The 40th Army participated in the Voronezh–Voroshilovgrad Defensive Operation; on 30 June 1942, enemy forces, concentrating large forces against the right wing of the army, broke through the defense of Soviet troops in the cities of Livny and Volchansk, which led to the encirclement of many parts of the 40th Army and the rapid advance of the enemy to Voronezh. In this regard, Parsegov, who was in a state of severe psychological overstrain, was removed from his post on 3 July 1942.

Until 26 July 1942, Parsegov was in the reserve of the commander of artillery, and then was appointed chief of artillery of the Far Eastern Front. In this position, Parsegov made a lot of efforts to strengthen the combat effectiveness of the artillery units of the Far Eastern Front, applying in practice all his knowledge and experience of several wars.

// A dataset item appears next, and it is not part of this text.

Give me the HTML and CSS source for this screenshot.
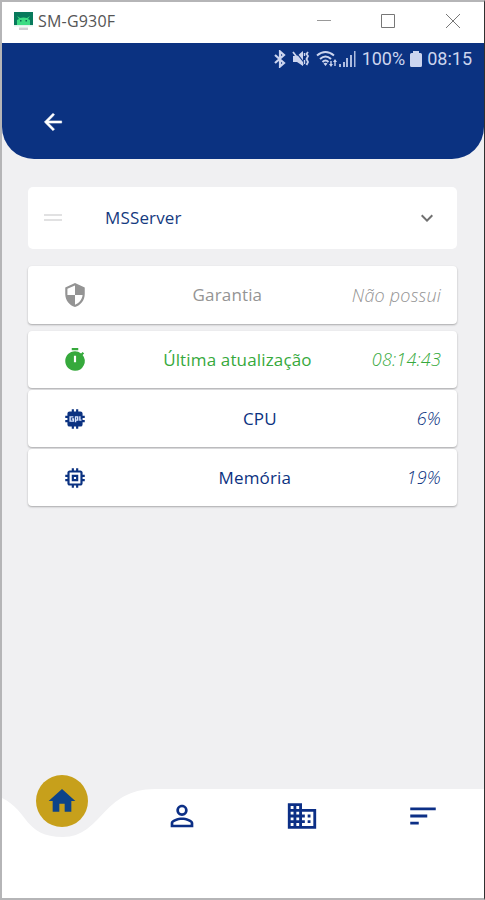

During the Soviet–Japanese War, Parsegov was the chief of artillery of the 2nd Far Eastern Front. The troops led by him, along with troops from other fronts, crushed the deeply echeloned fortifications of the Japanese and defeated the Kwantung Army. He skillfully directed the artillery of the front to force the Amur and Ussuri Rivers. His troops participated in the liberation of Harbin and other Chinese cities and towns, as well as southern Sakhalin and the Kuril Islands.

==After the war==
In the post-war period, Parsegov headed the artillery of the Far Eastern Military District, and from September 1946, he was deputy commander of the artillery of the Northern Group of Forces in Poland. In June 1948, at the end of the Higher Academic Courses at the Kliment Voroshilov Higher Military Academy, he was appointed commander of the artillery of the Belorussian Military District, and in June 1954 he was transferred to the Leningrad Military District to the same position. On 18 February 1958, he was awarded the rank of Colonel General of Artillery; since August of the same year he served concurrently as a member of the Military Council of the Leningrad Military District. In May 1961, he was relieved of his posts and was at the disposal of the Commander in Chief of the Ground Forces. Since August 1961, he was appointed head of the 1st Faculty of the Mikhail Kalinin Military Artillery Academy.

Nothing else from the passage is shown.